• Data block:

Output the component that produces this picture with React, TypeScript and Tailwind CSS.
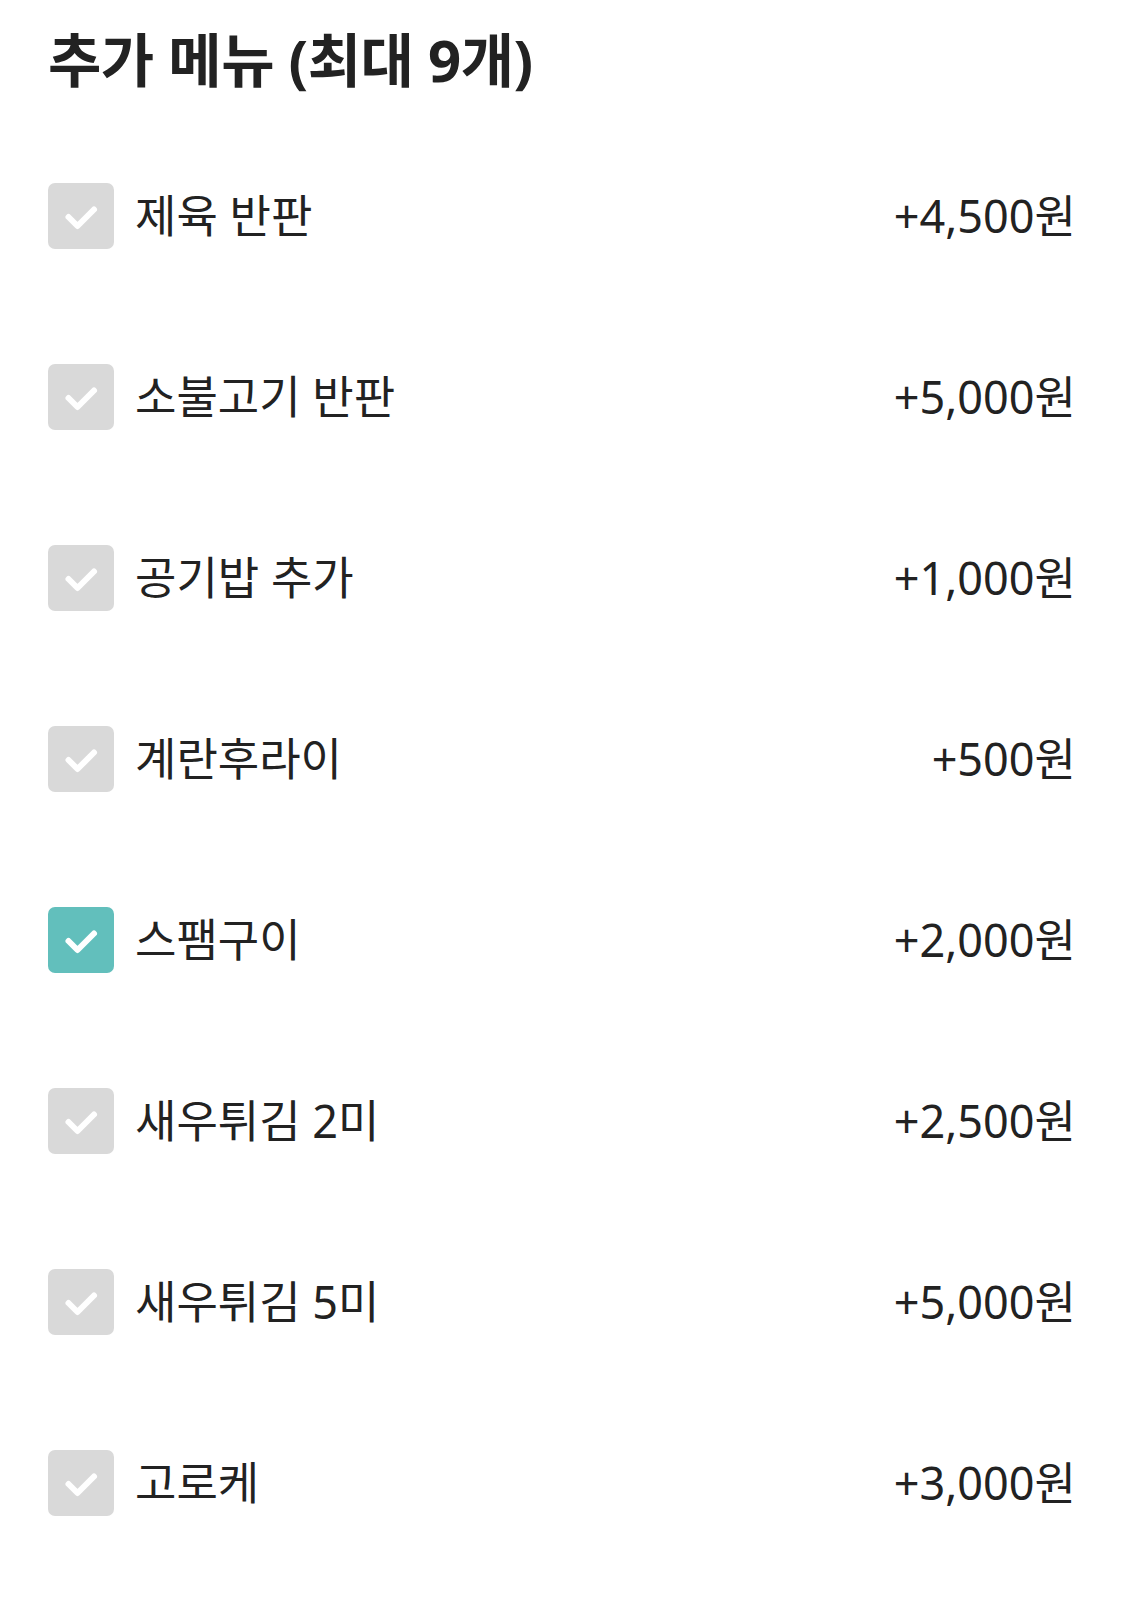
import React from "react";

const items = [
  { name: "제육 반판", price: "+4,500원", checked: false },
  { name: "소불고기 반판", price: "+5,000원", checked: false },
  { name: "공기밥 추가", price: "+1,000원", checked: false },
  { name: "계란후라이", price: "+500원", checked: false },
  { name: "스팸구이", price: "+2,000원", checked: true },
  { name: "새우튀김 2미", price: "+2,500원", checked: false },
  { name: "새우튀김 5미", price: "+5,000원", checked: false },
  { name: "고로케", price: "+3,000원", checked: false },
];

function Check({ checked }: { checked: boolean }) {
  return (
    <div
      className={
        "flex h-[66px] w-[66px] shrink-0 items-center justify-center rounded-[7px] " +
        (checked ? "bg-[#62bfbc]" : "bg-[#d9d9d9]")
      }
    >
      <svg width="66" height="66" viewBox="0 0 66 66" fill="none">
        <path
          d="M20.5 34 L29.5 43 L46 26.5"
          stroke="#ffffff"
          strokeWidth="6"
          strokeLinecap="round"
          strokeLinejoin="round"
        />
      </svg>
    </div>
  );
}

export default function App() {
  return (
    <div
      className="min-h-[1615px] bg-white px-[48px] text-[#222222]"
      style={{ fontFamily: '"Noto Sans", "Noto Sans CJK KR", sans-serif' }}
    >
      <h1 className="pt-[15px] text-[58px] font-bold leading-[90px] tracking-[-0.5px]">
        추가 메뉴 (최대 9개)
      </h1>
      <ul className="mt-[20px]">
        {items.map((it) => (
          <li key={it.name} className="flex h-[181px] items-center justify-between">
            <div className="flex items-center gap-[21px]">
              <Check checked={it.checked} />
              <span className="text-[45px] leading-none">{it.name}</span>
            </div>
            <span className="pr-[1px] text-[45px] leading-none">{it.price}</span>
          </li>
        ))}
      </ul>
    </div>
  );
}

• Problem requirements:
Copy the listing over exactly, skipping the pictures it holds.

• Answer for this exercise:
Output the component that produces this picture with React, TypeScript and Tailwind CSS.
import React from "react";

const items = [
  { name: "제육 반판", price: "+4,500원", checked: false },
  { name: "소불고기 반판", price: "+5,000원", checked: false },
  { name: "공기밥 추가", price: "+1,000원", checked: false },
  { name: "계란후라이", price: "+500원", checked: false },
  { name: "스팸구이", price: "+2,000원", checked: true },
  { name: "새우튀김 2미", price: "+2,500원", checked: false },
  { name: "새우튀김 5미", price: "+5,000원", checked: false },
  { name: "고로케", price: "+3,000원", checked: false },
];

function Check({ checked }: { checked: boolean }) {
  return (
    <div
      className={
        "flex h-[66px] w-[66px] shrink-0 items-center justify-center rounded-[7px] " +
        (checked ? "bg-[#62bfbc]" : "bg-[#d9d9d9]")
      }
    >
      <svg width="66" height="66" viewBox="0 0 66 66" fill="none">
        <path
          d="M20.5 34 L29.5 43 L46 26.5"
          stroke="#ffffff"
          strokeWidth="6"
          strokeLinecap="round"
          strokeLinejoin="round"
        />
      </svg>
    </div>
  );
}

export default function App() {
  return (
    <div
      className="min-h-[1615px] bg-white px-[48px] text-[#222222]"
      style={{ fontFamily: '"Noto Sans", "Noto Sans CJK KR", sans-serif' }}
    >
      <h1 className="pt-[15px] text-[58px] font-bold leading-[90px] tracking-[-0.5px]">
        추가 메뉴 (최대 9개)
      </h1>
      <ul className="mt-[20px]">
        {items.map((it) => (
          <li key={it.name} className="flex h-[181px] items-center justify-between">
            <div className="flex items-center gap-[21px]">
              <Check checked={it.checked} />
              <span className="text-[45px] leading-none">{it.name}</span>
            </div>
            <span className="pr-[1px] text-[45px] leading-none">{it.price}</span>
          </li>
        ))}
      </ul>
    </div>
  );
}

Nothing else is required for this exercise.